What to produce: Answer with nothing but the number of lines that include the word "draw".

Available data:
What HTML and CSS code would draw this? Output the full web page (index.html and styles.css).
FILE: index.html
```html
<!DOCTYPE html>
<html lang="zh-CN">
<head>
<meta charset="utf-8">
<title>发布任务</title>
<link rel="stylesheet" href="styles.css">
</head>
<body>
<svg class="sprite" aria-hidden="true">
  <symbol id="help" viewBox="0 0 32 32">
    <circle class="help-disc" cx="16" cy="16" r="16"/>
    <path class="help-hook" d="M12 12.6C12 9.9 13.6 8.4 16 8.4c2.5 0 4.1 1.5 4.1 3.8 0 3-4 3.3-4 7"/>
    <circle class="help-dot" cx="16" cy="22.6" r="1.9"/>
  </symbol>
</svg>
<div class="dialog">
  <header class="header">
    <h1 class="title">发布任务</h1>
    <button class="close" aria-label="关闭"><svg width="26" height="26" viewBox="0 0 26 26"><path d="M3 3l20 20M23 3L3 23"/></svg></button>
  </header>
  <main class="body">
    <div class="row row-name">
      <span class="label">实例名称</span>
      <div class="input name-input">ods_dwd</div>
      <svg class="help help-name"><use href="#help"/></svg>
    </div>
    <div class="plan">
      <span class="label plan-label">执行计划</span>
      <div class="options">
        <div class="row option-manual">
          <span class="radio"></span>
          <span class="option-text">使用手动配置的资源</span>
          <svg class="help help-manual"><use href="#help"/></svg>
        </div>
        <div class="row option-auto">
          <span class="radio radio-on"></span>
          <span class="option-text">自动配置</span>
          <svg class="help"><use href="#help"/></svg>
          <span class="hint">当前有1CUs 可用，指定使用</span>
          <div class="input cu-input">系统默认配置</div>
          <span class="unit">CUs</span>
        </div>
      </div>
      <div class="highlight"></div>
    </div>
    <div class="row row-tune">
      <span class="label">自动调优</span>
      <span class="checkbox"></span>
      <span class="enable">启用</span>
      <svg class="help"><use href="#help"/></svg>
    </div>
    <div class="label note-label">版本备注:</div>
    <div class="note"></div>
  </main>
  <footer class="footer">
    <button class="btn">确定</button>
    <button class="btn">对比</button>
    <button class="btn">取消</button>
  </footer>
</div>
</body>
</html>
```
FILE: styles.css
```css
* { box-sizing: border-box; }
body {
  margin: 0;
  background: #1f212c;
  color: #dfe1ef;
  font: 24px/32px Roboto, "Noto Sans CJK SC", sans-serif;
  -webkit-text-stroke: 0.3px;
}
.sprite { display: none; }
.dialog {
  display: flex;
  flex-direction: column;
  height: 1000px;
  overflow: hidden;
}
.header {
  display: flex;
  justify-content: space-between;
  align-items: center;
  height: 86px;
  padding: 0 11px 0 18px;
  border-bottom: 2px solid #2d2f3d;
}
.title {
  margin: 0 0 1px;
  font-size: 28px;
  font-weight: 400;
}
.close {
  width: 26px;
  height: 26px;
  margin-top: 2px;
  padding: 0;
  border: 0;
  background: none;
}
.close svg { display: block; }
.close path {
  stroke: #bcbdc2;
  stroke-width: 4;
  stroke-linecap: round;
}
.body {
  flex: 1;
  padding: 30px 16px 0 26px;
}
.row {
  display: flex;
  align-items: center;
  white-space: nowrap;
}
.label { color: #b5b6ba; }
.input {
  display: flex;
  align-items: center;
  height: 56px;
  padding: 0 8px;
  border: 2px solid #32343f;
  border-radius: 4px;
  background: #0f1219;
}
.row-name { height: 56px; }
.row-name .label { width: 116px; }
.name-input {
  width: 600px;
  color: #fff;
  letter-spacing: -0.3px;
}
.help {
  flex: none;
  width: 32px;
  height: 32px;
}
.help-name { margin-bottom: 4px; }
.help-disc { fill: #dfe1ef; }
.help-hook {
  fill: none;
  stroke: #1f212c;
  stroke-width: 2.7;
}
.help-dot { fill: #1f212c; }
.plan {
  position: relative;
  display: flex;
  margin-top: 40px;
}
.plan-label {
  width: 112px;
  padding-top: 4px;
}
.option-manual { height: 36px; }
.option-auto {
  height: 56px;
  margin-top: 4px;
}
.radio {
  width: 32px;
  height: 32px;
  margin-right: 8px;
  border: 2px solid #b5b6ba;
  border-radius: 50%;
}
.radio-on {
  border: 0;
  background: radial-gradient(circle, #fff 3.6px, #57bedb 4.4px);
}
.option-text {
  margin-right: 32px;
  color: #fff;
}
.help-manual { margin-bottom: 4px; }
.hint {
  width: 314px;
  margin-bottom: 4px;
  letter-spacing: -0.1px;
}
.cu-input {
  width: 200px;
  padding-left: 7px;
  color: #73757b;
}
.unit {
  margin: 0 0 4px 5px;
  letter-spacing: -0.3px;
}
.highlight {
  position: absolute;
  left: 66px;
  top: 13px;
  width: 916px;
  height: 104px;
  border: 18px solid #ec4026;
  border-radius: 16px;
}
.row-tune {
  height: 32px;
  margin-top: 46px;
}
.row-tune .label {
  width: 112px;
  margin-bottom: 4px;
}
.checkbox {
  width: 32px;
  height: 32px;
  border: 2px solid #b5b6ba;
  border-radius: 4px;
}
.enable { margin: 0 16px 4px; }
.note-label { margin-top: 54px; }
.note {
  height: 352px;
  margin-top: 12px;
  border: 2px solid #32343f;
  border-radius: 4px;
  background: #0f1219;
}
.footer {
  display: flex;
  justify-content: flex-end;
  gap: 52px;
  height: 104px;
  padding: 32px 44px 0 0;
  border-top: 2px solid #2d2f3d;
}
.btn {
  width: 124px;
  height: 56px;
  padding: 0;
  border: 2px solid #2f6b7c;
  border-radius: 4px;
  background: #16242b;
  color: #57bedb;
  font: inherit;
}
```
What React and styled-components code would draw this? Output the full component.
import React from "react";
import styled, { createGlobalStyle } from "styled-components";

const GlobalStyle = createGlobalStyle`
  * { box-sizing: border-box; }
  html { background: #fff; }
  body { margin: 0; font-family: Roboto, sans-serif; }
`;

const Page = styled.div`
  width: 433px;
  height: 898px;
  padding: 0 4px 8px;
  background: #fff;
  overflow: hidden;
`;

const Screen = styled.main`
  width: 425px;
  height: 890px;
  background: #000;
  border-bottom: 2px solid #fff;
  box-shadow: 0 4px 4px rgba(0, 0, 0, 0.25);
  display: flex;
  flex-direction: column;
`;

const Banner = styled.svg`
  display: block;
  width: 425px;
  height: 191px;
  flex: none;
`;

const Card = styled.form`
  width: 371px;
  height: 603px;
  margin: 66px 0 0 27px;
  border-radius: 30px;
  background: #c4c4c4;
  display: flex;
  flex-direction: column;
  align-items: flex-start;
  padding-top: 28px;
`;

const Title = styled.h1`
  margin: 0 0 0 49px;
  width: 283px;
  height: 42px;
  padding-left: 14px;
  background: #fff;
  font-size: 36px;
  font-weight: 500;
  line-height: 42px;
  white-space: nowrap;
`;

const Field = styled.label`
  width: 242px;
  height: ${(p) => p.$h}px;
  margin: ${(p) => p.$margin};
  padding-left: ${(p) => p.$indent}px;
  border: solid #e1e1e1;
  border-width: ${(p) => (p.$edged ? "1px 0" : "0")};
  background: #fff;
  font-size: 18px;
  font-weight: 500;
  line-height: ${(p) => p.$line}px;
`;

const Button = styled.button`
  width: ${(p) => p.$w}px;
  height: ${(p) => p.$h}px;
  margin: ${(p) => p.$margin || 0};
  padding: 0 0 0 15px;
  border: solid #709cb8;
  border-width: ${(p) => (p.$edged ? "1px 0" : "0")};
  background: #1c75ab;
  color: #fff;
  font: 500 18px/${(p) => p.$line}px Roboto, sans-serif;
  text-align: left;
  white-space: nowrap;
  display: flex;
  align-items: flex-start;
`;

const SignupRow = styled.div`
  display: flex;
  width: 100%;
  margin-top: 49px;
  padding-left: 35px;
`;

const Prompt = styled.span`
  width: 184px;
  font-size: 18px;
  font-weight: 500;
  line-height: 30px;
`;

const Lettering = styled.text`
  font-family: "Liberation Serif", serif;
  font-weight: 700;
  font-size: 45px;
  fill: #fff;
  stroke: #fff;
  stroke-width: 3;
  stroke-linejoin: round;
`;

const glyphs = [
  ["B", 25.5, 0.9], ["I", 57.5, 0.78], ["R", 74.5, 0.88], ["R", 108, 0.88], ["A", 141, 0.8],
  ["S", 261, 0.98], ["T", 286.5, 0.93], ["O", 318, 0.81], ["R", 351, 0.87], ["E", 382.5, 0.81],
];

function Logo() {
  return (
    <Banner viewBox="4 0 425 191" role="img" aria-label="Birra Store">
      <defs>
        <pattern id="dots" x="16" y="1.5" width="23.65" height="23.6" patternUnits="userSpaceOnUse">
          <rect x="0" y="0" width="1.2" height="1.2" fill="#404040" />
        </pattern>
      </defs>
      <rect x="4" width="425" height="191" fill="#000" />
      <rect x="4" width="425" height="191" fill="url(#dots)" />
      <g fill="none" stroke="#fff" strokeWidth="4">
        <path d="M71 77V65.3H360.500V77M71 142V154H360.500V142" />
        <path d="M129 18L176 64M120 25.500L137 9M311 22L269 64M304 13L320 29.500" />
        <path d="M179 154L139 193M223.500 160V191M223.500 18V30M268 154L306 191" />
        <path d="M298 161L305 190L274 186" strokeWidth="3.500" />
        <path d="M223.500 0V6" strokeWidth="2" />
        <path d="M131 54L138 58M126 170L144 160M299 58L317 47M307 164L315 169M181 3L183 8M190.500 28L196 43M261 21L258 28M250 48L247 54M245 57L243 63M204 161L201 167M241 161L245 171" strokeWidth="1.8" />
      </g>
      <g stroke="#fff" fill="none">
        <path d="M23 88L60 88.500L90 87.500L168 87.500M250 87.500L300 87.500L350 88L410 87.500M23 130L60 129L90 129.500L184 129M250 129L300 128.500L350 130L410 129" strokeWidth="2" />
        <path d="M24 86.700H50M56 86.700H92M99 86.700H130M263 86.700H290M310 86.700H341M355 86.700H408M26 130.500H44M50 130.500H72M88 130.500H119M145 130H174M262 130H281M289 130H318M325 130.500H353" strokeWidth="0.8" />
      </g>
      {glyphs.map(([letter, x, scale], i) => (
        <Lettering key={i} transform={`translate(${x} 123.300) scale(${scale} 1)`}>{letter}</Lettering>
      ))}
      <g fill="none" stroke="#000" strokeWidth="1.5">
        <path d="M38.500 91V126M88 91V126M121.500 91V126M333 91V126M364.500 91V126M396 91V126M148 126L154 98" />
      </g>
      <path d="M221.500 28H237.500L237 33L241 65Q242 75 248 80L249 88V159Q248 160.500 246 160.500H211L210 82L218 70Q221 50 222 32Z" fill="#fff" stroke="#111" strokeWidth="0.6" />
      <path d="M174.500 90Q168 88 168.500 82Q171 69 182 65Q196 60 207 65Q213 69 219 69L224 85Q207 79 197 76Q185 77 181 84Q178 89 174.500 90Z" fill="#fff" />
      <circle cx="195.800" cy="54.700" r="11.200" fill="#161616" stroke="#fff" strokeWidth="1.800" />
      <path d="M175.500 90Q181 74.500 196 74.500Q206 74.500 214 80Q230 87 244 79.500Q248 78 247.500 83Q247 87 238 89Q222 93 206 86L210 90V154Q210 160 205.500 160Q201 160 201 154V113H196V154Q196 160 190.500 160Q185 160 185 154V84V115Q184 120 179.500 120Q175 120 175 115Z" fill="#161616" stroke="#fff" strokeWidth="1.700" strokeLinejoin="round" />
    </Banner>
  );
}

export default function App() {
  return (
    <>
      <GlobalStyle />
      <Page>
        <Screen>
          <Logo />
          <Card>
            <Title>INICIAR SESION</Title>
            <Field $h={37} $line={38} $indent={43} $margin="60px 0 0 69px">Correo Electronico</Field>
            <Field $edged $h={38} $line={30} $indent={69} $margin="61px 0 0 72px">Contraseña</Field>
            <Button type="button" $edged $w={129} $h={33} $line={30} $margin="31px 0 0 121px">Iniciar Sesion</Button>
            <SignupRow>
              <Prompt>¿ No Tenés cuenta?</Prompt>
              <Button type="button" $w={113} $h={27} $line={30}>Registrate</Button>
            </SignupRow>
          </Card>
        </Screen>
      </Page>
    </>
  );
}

Solution to the exercise: 2